A Call to Action: Preserve SHARE’s Past for the Future

SHARE Archives.jpeg

From SHARE Headquarters

SHARE Past President Anne Caluori is working to collect and catalog important documents from SHARE’s more-than-60 years of history. 

Many of SHARE's long-standing member organizations participated in key working groups, producing white papers, cooperating in technical task forces, and developing presentations that, in retrospect, have influenced the complex computing industry from the 1960's to today. "Many of these members' delegates were involved with foundational work as the industry matured,” she said. “It’s likely that some, if not all, of their papers still exist. We just need to find them.”

Some of SHARE's members read and responded to previous blog features by sending her boxes of content — from whitepapers to technical reports to industry literature. Caluori hopes to keep the project on participants’ radar by providing this update and repeating the invitation for additional members who might have old SHARE documents. She encourages individuals to get in touch with her via archives@share.org before disposing of anything.

For example, last summer Caluori received a dozen boxes of publications dating from the 1960s and 1970s from one of SHARE’s member organizations. These were primarily SHARE proceedings, reports of presentations that were given at SHARE conferences during those years. Sorting through them was a lot like taking a walk down a technical memory lane, she says. These volumes documented technical presentations, roundtable discussions, and informal sessions–in literally hundreds of pages per conference.

One item that particularly stood out was a transcript of a discussion session held March 3, 1972, at SHARE XXXVIII (or SHARE 38, as it was called before the current location-based naming convention). The session was called "Meeting of SHARE Pioneers" and was chaired by Tom Steel, who was then the SHARE Historian, Archivist, Archeologist, Externals Standards Committee Manager, and SHARE Representative to the ANSI X3 Committee. Among the 19 active participants in the meeting were seven SHARE past presidents, several past directors, and perhaps most notably, five men who had participated in the very first SHARE meeting in 1955. Their freewheeling discussion covered SHARE's formation, early years, technical developments, and a number of lighter topics.

Worth having a copy of that paper in the archives?  We certainly think so.

Ready to do your part? Here’s how you can help build the SHARE archive.

Step 1: Send Your Documents to SHARE

SHARE has had success with situations where a vague memory might lead to a discussion and even occasionally locating participants who have moved to other member organizations or retired. "Now and then those discussions lead to an old filing cabinet or a pile of three-ring binders in a dusty closet. The critical part of this project is getting the conversations started and listening to the details about what might have become of those old publications," Caluori says.
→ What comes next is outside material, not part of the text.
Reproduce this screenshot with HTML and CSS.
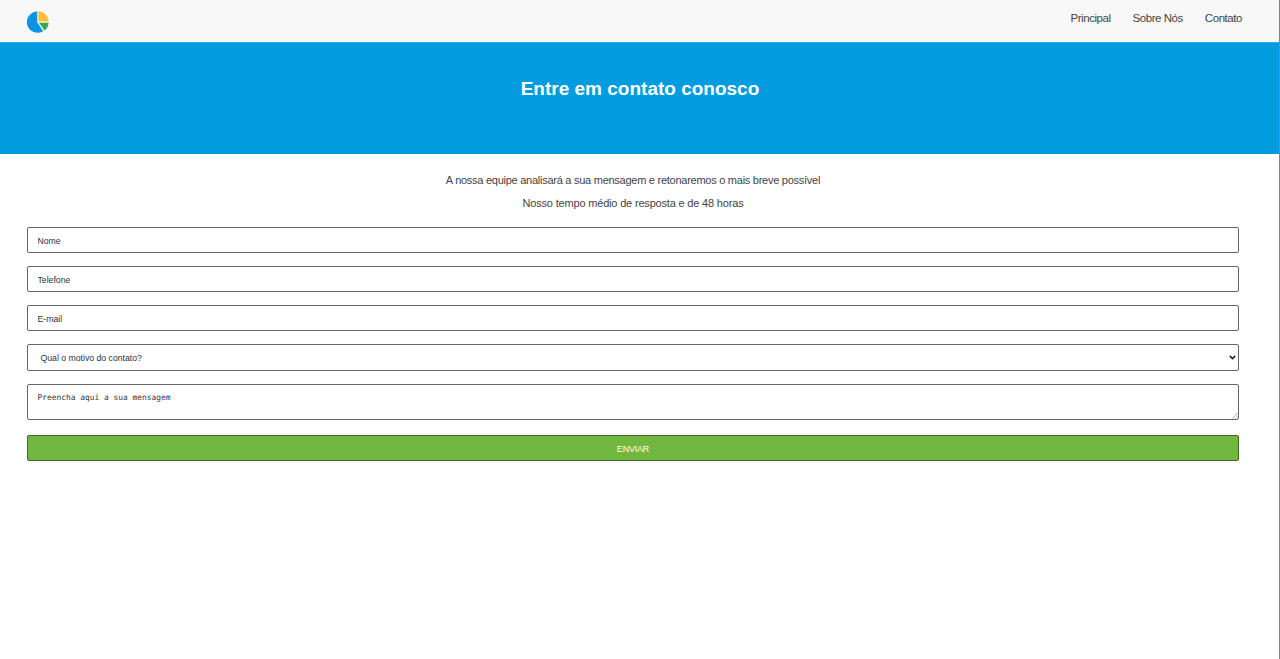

“Even folks who don’t think what they did was important probably have committee reports and whitepapers that lay the foundation for people who, today, want to understand how mainframes developed,” she adds. Members can send content to Caluori, or just provide her with a sense of the type of content they have before packing it up for shipping. “One of the best and easiest ways to begin to separate the rarer —and hence more valuable to our archives — materials from the readily available is to simply send photos of the spines of documents and literature they have on their bookshelf,” she says (see below for contact information). This saves the effort and expense of packing up and actually shipping material, while still giving a chance to see what might be available to archive.

Step 2: Tell Us What You Would Be Interested in Seeing

Caluori would love to hear from individuals about the types of content they might be interested in and why. That would give potential user guidance for organizing materials and provide some basic idea of how to best make various types of materials available to SHARE's current members and participants.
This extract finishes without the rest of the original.